There are a lot of “XaaS” vendors that will create a dedicated system for you in their cloud, manage it for you, and then charge it to you as a service. It is definitely “Something as a Service,” as the management of it, including OS and application upgrades, hardware upgrades, and reporting, are all handled for you.  The key to this idea is that you get one bill that includes compute, storage, networking, and management costs.

This is definitely an improvement over managing your own system – from a level of effort perspective.  You don’t have to manage anything but the relationship with the vendor. Depending on your circumstances, you can even make the argument that the vendor in question is better at providing service X than you are. This is especially true of “forgotten” apps like data protection that don’t get the attention they deserve.  You could argue that using a private cloud vendor is better for your data protection than doing it yourself.

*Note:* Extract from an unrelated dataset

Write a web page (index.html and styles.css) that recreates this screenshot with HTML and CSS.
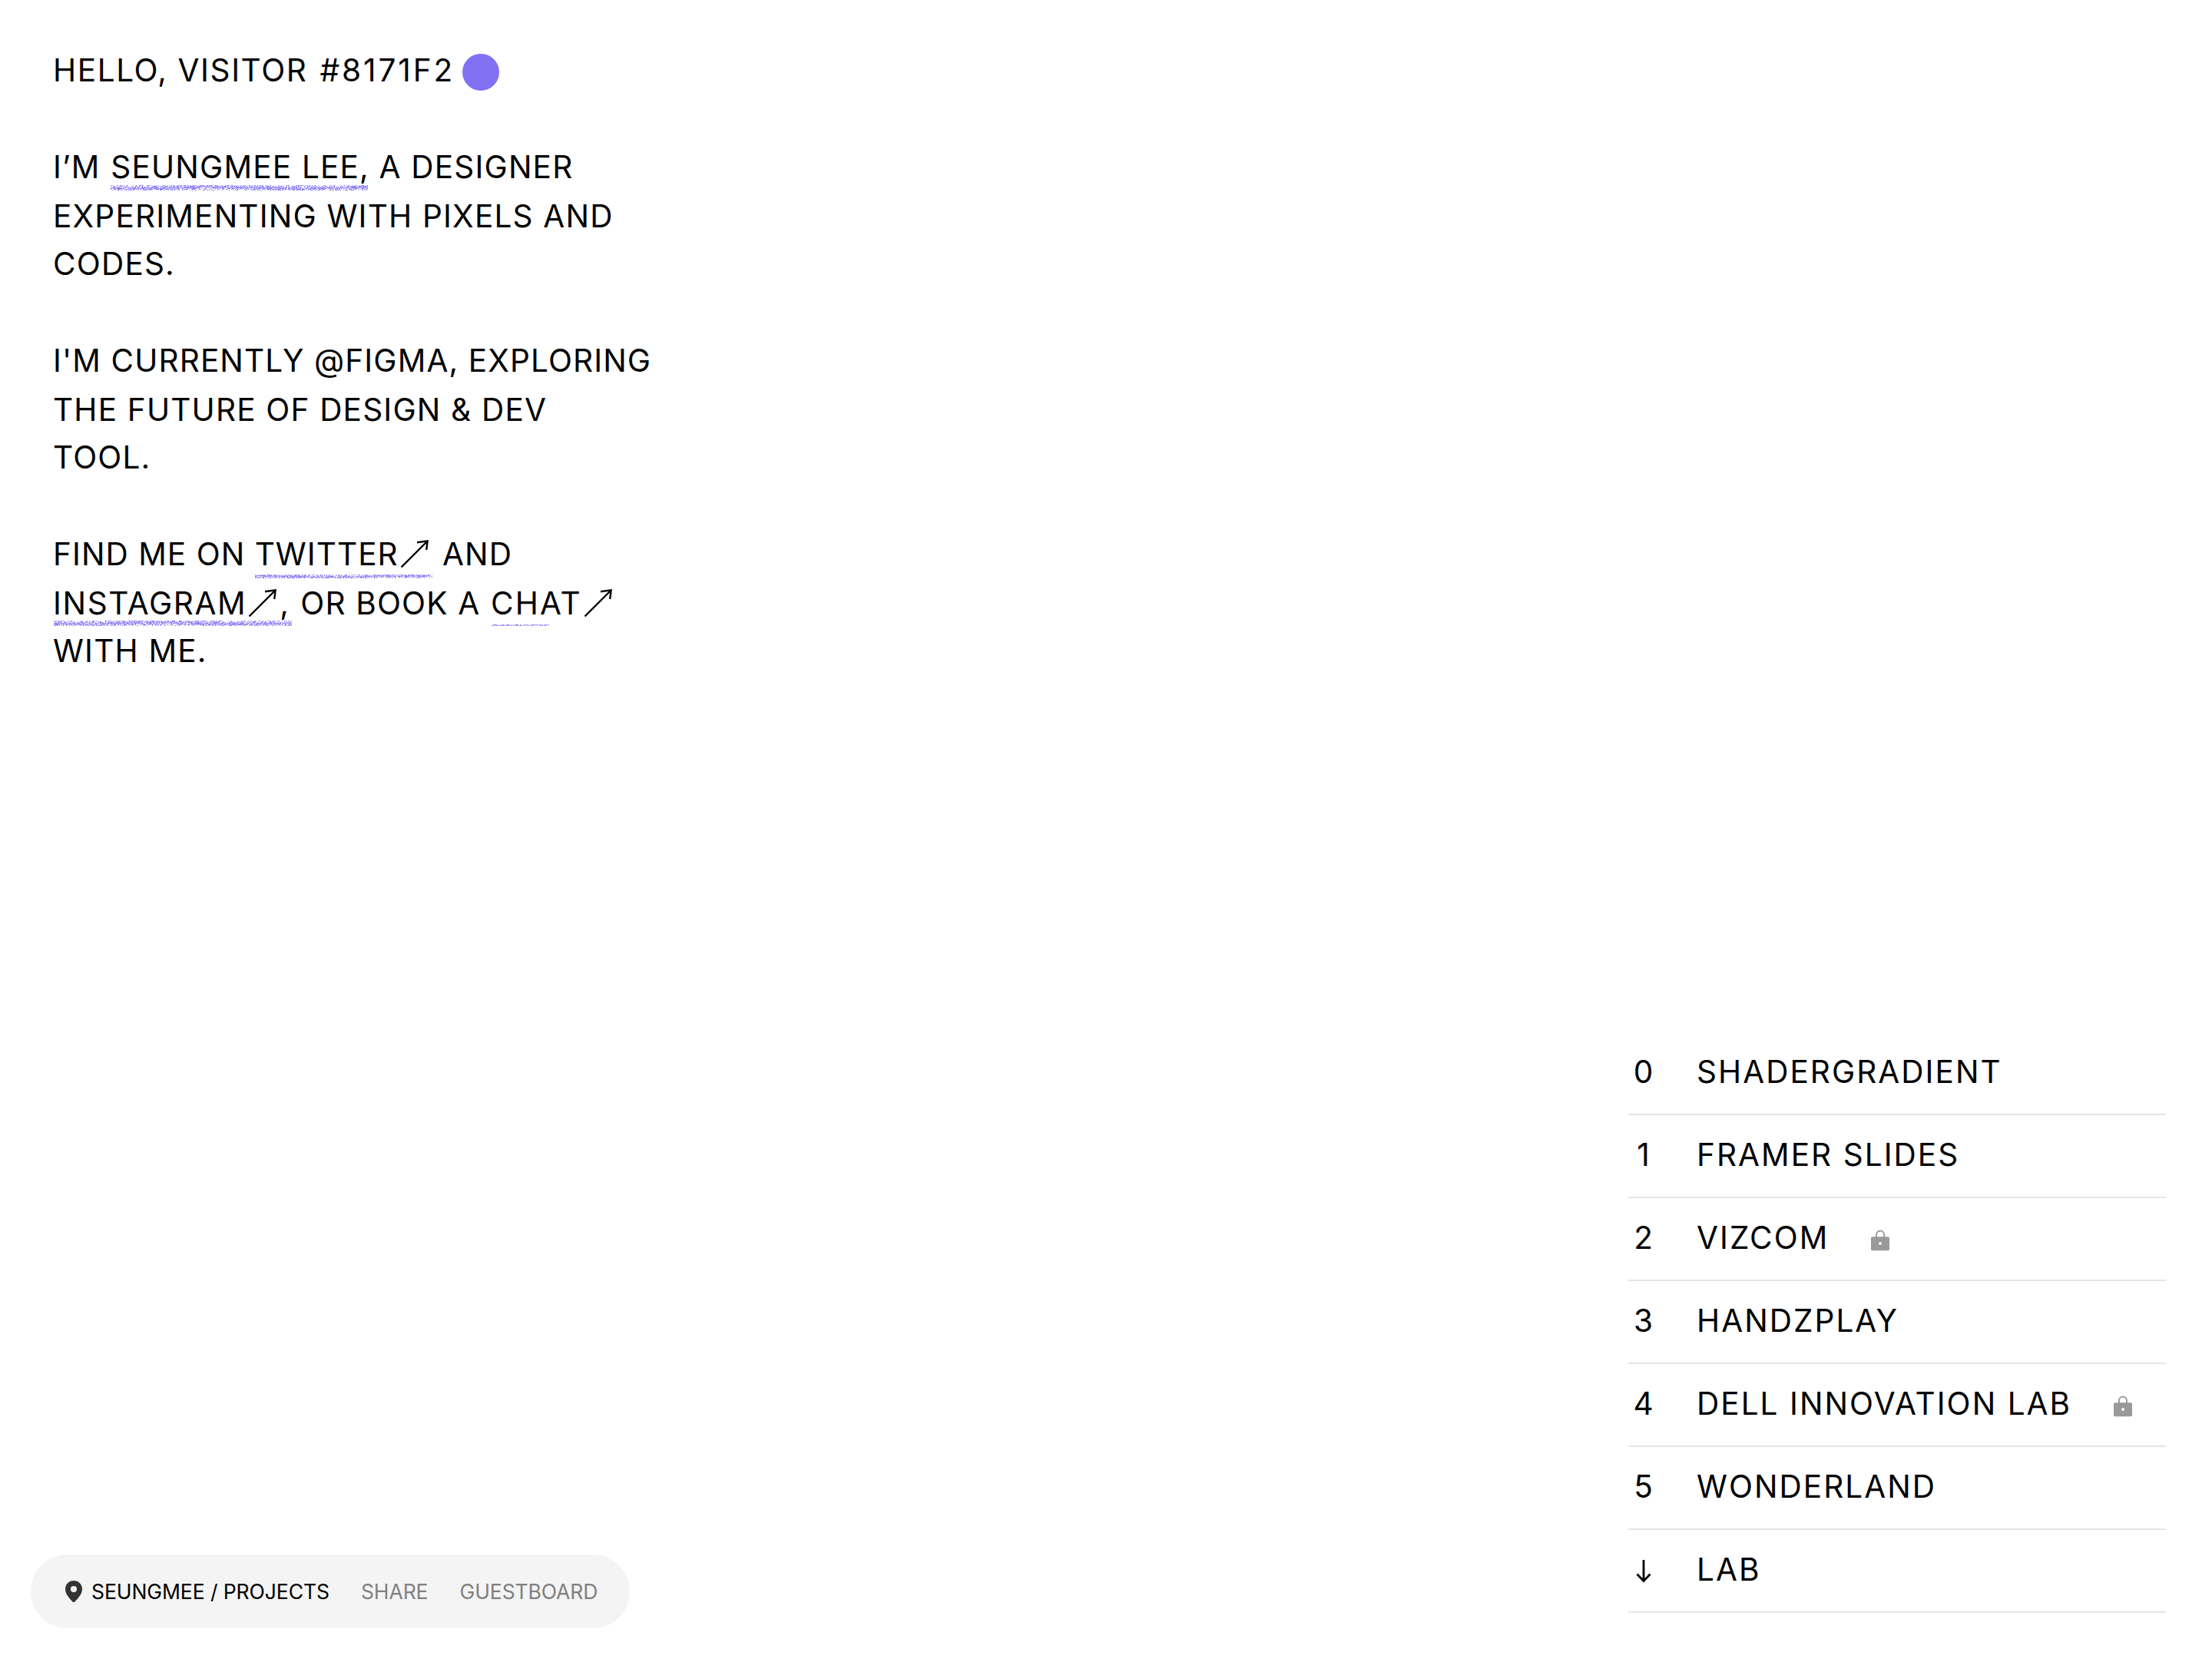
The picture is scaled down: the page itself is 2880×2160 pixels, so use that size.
FILE: index.html
```html
<!-- index.html -->

<html lang="en">
  <head>
    <meta charset="utf-8">
    <title>Seungmee Lee</title>
    <link rel="stylesheet" href="styles.css">
  </head>
  <body>
    <!-- Shared icons -->
    <svg class="sprite">
      <symbol id="arrow" viewBox="0 0 37 37">
        <path d="M1.5 35.5 35 2M22 3.2 35.6 1.4 34.2 13" fill="none" stroke="#000" stroke-width="2.4"/>
      </symbol>
      <symbol id="lock" viewBox="0 0 24 28">
        <path d="M7 11V6.5a5 5 0 0 1 10 0V11" fill="none" stroke="#999" stroke-width="1.9"/>
        <rect y="9.2" width="24" height="18" rx="1.8" fill="#999"/>
        <circle cx="12" cy="18" r="1.9" fill="#fff"/>
      </symbol>
    </svg>

    <main class="left">
      <section class="intro">
        <p><span class="line hello">HELLO, VISITOR <span class="code">#8171F2</span><i class="dot"></i></span></p>
        <p>
          <span class="line">I’M <a class="scribble about" href="#">SEUNGMEE LEE,<canvas width="335" height="7" data-thick="7"></canvas></a> A DESIGNER</span>
          <span class="line second">EXPERIMENTING WITH PIXELS AND</span>
          <span class="line">CODES.</span>
        </p>
        <p>
          <span class="line figma">I'M CURRENTLY @FIGMA, EXPLORING</span>
          <span class="line second">THE FUTURE OF DESIGN &amp; DEV</span>
          <span class="line">TOOL.</span>
        </p>
        <p>
          <span class="line find">FIND ME ON <a class="scribble twitter" href="#">TWITTER<svg class="arrow"><use href="#arrow"/></svg><canvas width="231" height="5" data-thick="5"></canvas></a> AND</span>
          <span class="line second"><a class="scribble insta" href="#">INSTAGRAM<svg class="arrow"><use href="#arrow"/></svg>,<canvas width="310" height="7" data-thick="7"></canvas></a> OR BOOK A <a class="scribble chat" href="#">CHAT<svg class="arrow"><use href="#arrow"/></svg><canvas width="76" height="2" data-thick="2"></canvas></a></span>
          <span class="line">WITH ME.</span>
        </p>
      </section>

      <nav class="pill">
        <a class="here" href="#">
          <svg class="pin" viewBox="0 0 22 28">
            <path fill="#333" fill-rule="evenodd" d="M11 0C4.8 0 0 4.8 0 11c0 6.500 5.500 12 9.600 16.400q1.400 1.300 2.800 0C16.500 23 22 17.500 22 11 22 4.800 17.200 0 11 0zm0 7a4.100 4.100 0 1 1 0 8.200A4.100 4.100 0 0 1 11 7z"/>
          </svg>
          SEUNGMEE / PROJECTS
        </a>
        <a href="#">SHARE</a>
        <a href="#">GUESTBOARD</a>
      </nav>
    </main>

    <ul class="projects">
      <li><span class="num">0</span>SHADERGRADIENT</li>
      <li><span class="num">1</span>FRAMER SLIDES</li>
      <li><span class="num">2</span>VIZCOM<svg class="lock"><use href="#lock"/></svg></li>
      <li><span class="num">3</span>HANDZPLAY</li>
      <li><span class="num">4</span>DELL INNOVATION LAB<svg class="lock"><use href="#lock"/></svg></li>
      <li><span class="num">5</span>WONDERLAND</li>
      <li>
        <span class="num">
          <svg class="down" viewBox="0 0 20 30"><path d="M10 0v27M1.500 18.500 10 27.500l8.500-9" fill="none" stroke="#000" stroke-width="2.800"/></svg>
        </span>LAB
      </li>
    </ul>

    <script>
      // Grainy underline: scattered pixels around a slowly drifting line
      let seed = 7;
      const rand = () => (seed = (seed * 16807) % 2147483647) / 2147483647;

      document.querySelectorAll('.scribble canvas').forEach(canvas => {
        const ctx = canvas.getContext('2d');
        const thick = Number(canvas.dataset.thick);
        for (let x = 0; x < canvas.width; x++) {
          const mid = (thick - 1) / 2 + Math.sin(x / 34 + thick) * thick / 6;
          for (let y = 0; y < thick; y++) {
            const density = 0.92 - Math.abs(y - mid) / thick;
            if (rand() < density) {
              ctx.fillStyle = `rgba(122, 105, 242, ${0.4 + rand() * 0.6})`;
              ctx.fillRect(x, y, 1, 1);
            }
          }
        }
      });
    </script>
  </body>
</html>
```
FILE: styles.css
```css
* {
  box-sizing: border-box;
}
body {
  margin: 0;
  height: 100vh;
  display: flex;
  justify-content: space-between;
  background-color: #ffffff;
  color: #000000;
  font-family: Inter, "Liberation Sans", sans-serif;
  font-size: 40.5px;
  line-height: 63px;
}
a {
  color: inherit;
  text-decoration: none;
}
.sprite {
  position: absolute;
  width: 0;
  height: 0;
}
.left {
  display: flex;
  flex-direction: column;
  justify-content: space-between;
  align-items: flex-start;
  padding: 60px 0 40px 40px;
}
.intro {
  padding-left: 29px;
  letter-spacing: 1.2px;
  white-space: nowrap;
}
.intro p {
  margin: 0 0 63px;
}
.line {
  display: block;
  height: 63px;
}
.second {
  padding-top: 1px;
}
.hello {
  display: flex;
  align-items: center;
  letter-spacing: 1.6px;
}
.code {
  margin-left: 16px;
  letter-spacing: 2.95px;
}
.dot {
  width: 48px;
  height: 48px;
  margin: 5px 0 0 10px;
  border-radius: 50%;
  background-color: #8171f2;
}
.figma {
  letter-spacing: 1.13px;
}
.find {
  letter-spacing: 1.05px;
}
.scribble {
  position: relative;
}
.scribble canvas {
  position: absolute;
  left: 0;
  top: 48px;
}
.about {
  margin-left: 1px;
}
.twitter {
  margin-right: 2px;
}
.twitter canvas {
  top: 51px;
}
.insta {
  margin-right: 1px;
  letter-spacing: 1.65px;
}
.insta canvas {
  left: 1px;
  top: 47px;
}
.chat {
  margin-left: 1px;
  letter-spacing: 2.1px;
}
.chat canvas {
  top: 52px;
}
.arrow {
  width: 37px;
  height: 37px;
  margin: 0 4px 0 2px;
  vertical-align: -4px;
}
.pill {
  display: flex;
  align-items: center;
  gap: 41px;
  height: 96px;
  padding: 0 42px 0 45px;
  border-radius: 48px;
  background-color: #f4f4f4;
  color: #808080;
  font-size: 26.5px;
  letter-spacing: -0.08px;
}
.here {
  display: flex;
  align-items: center;
  gap: 12px;
  color: #000000;
}
.pin {
  width: 22px;
  height: 28px;
}
.projects {
  align-self: flex-end;
  width: 700px;
  margin: 0 60px 60px 0;
  padding: 0;
  list-style: none;
  letter-spacing: 2.05px;
}
.projects li {
  display: flex;
  height: 108px;
  padding: 20px 0 23px;
  border-bottom: 2px solid #e5e5e5;
}
.num {
  display: flex;
  justify-content: center;
  width: 39px;
  margin-right: 50px;
  letter-spacing: 0;
}
.lock {
  width: 24px;
  height: 28px;
  margin: 21px 0 0 55px;
}
.down {
  width: 20px;
  height: 30px;
  margin-top: 19px;
}
```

What you can’t argue is that it’s less expensive.  There are very few economies of scale in this model. Someone is still paying for one or more servers, some storage, some compute, and some personnel to manage them. They are then marking those things up and passing the cost to you.  There is no way this is cheaper than doing it yourself.

In addition, it’s also important to say that vendors who use the private cloud model don’t come with the same security advantages of those using established public cloud vendors. I know of one vendor that sells their services exclusively via a huge network of MSPs, each of which has a completely different level of capabilities, redundancies, and security practices.  Using a private cloud model requires a customer to look very closely at their infrastructure.

Hosted Software Vendors

Suppose you say you want to use the public cloud for economies of scale, an enhanced security model when compared to private cloud vendors, or maybe someone up higher simply said you needed to start using the public cloud. There are a number of infrastructure vendors that will run their software in VMs in the public cloud, and then offer you a service type of agreement for that software.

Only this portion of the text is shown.